> [Entries provided]:
+ + + + +

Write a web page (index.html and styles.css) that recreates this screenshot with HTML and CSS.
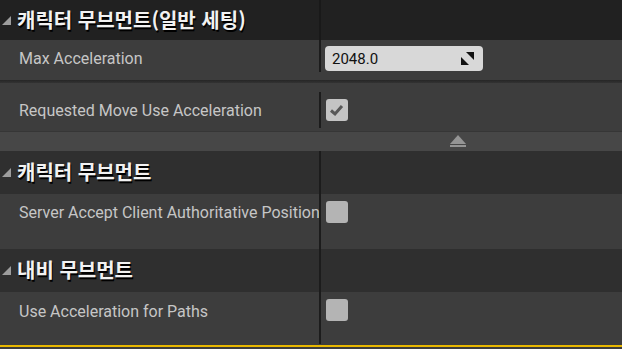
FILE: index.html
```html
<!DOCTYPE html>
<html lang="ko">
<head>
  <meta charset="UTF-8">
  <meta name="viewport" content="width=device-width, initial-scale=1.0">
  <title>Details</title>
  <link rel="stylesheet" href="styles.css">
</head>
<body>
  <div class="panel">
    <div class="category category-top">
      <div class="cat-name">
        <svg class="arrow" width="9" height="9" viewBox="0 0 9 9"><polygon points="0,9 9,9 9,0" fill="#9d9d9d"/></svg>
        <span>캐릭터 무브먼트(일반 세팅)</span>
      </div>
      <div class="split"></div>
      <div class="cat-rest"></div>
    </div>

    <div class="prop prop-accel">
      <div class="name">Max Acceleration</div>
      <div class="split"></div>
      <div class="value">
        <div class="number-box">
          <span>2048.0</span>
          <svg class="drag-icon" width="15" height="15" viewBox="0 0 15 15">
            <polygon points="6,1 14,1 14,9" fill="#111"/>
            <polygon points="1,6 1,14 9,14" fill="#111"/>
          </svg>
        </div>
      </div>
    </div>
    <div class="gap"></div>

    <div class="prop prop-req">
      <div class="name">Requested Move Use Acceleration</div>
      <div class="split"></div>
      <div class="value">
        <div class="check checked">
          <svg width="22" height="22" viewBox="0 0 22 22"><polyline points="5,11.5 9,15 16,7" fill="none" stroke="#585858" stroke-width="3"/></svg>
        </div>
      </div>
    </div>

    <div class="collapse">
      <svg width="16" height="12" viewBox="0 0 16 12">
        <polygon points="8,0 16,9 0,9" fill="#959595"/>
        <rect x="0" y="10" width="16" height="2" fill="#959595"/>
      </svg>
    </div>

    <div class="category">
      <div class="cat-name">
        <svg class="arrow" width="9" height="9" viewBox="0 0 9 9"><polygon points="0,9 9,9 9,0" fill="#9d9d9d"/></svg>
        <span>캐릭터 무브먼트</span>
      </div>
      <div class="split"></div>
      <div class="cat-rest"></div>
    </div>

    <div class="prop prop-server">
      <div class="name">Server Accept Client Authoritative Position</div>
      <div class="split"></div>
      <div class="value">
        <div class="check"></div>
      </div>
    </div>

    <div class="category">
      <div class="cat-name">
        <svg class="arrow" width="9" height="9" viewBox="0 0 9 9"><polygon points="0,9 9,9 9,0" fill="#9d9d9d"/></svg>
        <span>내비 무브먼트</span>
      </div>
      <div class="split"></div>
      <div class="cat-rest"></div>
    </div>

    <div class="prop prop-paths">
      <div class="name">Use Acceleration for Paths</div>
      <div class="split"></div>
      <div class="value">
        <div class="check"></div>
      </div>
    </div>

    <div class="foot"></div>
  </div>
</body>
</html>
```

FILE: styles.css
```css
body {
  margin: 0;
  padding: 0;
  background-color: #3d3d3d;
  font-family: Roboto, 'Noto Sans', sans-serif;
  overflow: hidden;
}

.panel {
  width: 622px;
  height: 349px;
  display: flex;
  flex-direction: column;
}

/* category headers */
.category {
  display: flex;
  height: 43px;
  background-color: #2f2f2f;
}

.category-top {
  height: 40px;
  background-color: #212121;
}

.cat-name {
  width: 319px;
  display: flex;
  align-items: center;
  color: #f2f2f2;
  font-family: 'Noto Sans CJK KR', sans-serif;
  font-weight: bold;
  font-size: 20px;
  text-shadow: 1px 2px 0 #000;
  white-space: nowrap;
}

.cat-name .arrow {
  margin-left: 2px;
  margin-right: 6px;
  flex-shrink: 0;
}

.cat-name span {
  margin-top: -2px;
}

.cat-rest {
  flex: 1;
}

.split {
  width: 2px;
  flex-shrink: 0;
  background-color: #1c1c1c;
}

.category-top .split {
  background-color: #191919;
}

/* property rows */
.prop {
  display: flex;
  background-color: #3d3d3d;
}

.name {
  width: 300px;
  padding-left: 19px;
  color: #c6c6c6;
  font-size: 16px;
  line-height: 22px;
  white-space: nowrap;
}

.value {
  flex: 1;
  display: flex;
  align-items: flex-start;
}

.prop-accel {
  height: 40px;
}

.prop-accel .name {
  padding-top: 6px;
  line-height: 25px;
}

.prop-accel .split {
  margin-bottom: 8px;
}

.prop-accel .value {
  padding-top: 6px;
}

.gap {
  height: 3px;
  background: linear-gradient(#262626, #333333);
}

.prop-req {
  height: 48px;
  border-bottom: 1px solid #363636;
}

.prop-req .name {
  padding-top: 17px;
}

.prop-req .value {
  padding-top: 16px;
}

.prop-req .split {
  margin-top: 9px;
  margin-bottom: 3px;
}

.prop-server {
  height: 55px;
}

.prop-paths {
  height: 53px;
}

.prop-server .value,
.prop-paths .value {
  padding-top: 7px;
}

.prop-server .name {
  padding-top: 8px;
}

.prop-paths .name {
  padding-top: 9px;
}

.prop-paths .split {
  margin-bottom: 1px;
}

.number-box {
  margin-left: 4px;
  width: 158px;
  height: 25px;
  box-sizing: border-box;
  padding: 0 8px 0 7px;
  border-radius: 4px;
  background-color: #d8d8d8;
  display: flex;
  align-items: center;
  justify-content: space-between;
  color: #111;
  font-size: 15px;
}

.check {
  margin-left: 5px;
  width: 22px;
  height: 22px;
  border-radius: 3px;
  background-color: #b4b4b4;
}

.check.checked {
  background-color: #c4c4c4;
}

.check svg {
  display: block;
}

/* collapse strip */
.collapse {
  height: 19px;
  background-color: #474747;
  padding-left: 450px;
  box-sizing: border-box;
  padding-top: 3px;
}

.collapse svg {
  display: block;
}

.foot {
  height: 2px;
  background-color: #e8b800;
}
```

+ + + + +

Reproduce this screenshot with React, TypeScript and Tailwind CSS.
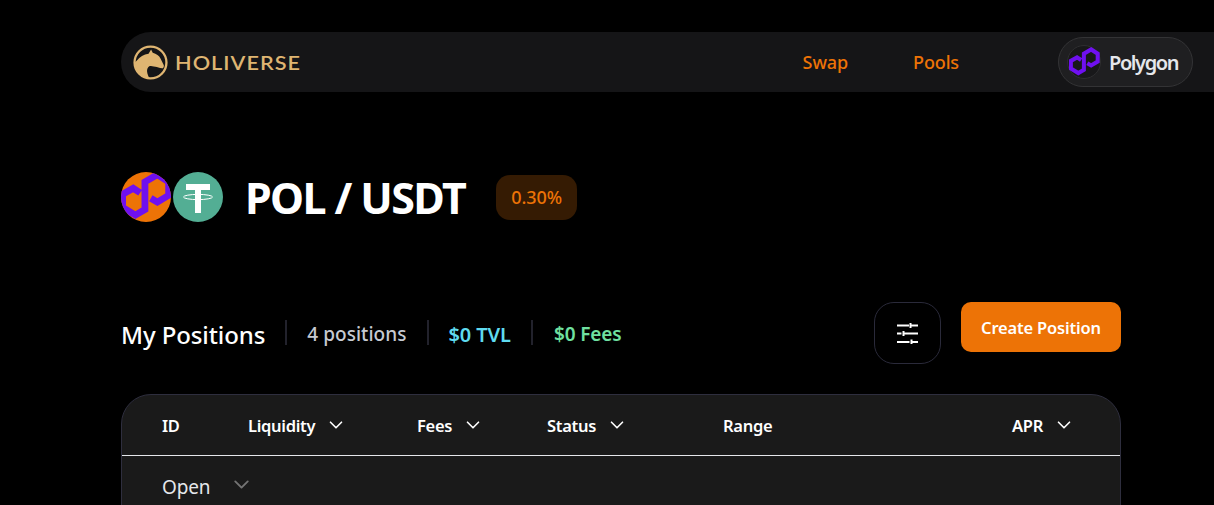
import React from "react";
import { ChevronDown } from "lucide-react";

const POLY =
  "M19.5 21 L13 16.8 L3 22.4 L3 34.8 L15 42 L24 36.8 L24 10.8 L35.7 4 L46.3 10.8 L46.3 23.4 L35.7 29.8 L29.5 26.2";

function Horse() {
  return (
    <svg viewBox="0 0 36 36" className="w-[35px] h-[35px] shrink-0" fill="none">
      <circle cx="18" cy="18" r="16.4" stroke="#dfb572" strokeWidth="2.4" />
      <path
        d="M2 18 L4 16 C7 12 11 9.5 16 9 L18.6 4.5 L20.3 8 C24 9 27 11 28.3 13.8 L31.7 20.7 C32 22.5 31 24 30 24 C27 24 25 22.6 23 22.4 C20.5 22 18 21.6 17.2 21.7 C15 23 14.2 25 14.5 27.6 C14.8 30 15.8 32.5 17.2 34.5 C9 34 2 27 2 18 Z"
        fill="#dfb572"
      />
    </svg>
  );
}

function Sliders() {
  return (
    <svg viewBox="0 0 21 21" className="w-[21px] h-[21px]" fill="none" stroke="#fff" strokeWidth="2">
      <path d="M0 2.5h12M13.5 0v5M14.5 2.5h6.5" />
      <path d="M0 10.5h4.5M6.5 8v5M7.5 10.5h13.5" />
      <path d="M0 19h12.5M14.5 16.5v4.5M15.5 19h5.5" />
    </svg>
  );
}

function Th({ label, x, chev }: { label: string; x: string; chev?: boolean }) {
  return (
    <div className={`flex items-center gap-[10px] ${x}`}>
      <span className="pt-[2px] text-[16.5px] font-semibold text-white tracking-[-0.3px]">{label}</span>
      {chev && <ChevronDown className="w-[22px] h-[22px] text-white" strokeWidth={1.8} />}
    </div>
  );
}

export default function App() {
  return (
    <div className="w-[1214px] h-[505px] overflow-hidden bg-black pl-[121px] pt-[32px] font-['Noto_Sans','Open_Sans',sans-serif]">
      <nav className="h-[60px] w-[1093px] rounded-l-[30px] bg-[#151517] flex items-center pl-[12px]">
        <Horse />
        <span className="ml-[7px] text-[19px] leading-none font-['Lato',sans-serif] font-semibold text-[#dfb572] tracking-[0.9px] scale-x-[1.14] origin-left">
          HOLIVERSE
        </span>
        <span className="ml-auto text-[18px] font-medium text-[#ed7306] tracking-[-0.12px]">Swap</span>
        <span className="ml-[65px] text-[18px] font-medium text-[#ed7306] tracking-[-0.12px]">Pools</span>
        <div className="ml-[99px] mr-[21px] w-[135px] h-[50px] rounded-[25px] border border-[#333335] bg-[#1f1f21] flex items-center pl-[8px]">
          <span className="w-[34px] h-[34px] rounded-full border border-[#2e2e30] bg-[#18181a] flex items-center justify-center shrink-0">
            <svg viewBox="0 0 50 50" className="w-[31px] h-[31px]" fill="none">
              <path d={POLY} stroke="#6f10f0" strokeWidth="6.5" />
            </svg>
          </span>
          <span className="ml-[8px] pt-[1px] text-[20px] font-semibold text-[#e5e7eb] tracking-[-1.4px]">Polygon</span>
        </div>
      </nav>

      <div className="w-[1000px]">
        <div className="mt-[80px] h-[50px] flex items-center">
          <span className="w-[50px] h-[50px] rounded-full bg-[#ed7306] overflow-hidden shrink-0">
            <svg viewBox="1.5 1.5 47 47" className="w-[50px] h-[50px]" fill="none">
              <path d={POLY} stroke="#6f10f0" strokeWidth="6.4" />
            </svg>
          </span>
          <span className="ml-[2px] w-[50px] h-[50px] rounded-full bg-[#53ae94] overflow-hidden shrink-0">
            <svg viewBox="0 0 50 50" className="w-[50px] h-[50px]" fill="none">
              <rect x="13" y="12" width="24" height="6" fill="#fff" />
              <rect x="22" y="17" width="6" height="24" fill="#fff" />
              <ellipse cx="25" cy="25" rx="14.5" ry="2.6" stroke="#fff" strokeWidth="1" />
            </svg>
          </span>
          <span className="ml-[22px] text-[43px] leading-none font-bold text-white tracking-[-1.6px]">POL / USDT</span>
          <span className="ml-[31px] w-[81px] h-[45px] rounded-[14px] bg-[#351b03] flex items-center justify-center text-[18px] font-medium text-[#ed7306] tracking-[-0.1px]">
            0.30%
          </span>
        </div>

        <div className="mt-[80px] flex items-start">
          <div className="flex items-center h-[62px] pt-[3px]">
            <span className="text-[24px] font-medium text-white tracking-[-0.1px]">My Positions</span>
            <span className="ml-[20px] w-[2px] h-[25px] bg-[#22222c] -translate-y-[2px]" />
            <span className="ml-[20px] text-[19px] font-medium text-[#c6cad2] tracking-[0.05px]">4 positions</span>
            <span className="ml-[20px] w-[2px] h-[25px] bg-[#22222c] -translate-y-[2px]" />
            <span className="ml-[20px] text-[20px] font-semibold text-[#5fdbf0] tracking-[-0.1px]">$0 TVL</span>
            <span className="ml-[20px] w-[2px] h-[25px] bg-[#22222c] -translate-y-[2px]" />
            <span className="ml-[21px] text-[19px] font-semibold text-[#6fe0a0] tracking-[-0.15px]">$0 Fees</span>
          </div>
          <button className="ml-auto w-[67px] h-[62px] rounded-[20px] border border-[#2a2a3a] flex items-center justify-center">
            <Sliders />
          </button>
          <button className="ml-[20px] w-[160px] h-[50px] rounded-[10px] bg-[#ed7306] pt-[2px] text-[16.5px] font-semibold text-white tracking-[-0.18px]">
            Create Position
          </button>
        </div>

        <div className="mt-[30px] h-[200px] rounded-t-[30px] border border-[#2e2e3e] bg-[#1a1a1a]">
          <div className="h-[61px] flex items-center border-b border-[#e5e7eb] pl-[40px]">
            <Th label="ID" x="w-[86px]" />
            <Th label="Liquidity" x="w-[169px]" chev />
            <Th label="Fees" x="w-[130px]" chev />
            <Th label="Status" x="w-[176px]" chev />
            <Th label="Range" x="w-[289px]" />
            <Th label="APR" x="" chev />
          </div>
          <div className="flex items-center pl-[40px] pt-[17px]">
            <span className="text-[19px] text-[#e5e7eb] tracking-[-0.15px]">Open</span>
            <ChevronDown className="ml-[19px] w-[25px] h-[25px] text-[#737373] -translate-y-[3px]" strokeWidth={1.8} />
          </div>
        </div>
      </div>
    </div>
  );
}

+ + + + +

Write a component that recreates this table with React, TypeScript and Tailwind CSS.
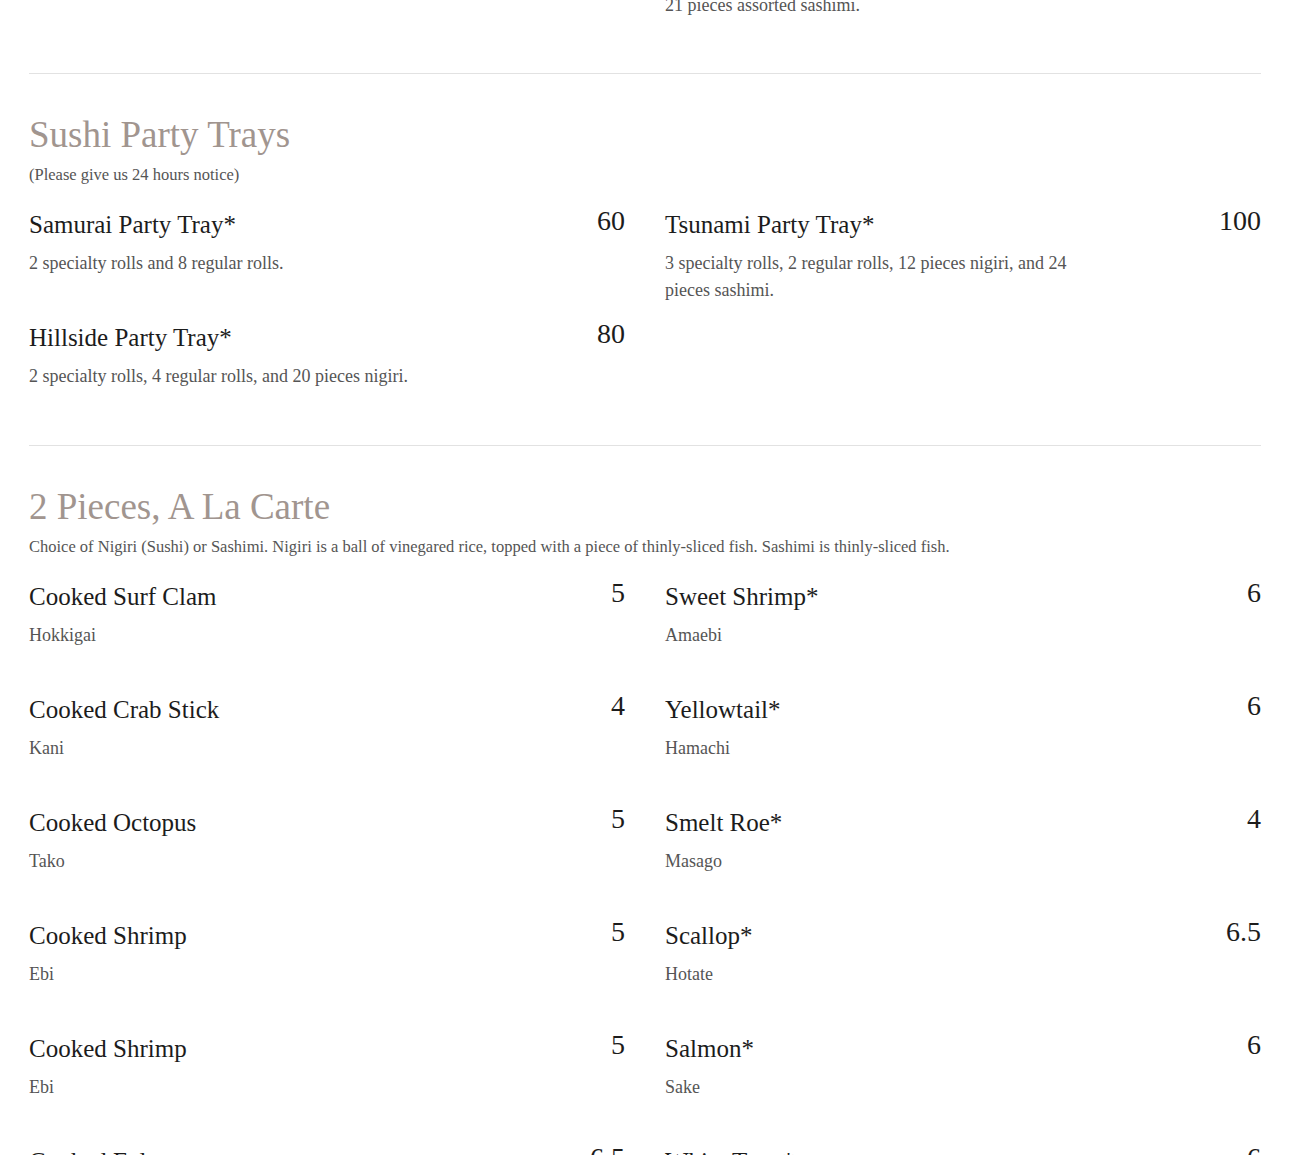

+ + + + +

> [What is expected]: Nothing but the lines from the one with "Reproduce this screenshot" down to the one with "21 L13 16.8" should be printed, both of them included. Leave out the pictures.

> [Exercise result]:
Reproduce this screenshot with React, TypeScript and Tailwind CSS.
import React from "react";
import { ChevronDown } from "lucide-react";

const POLY =
  "M19.5 21 L13 16.8 L3 22.4 L3 34.8 L15 42 L24 36.8 L24 10.8 L35.7 4 L46.3 10.8 L46.3 23.4 L35.7 29.8 L29.5 26.2";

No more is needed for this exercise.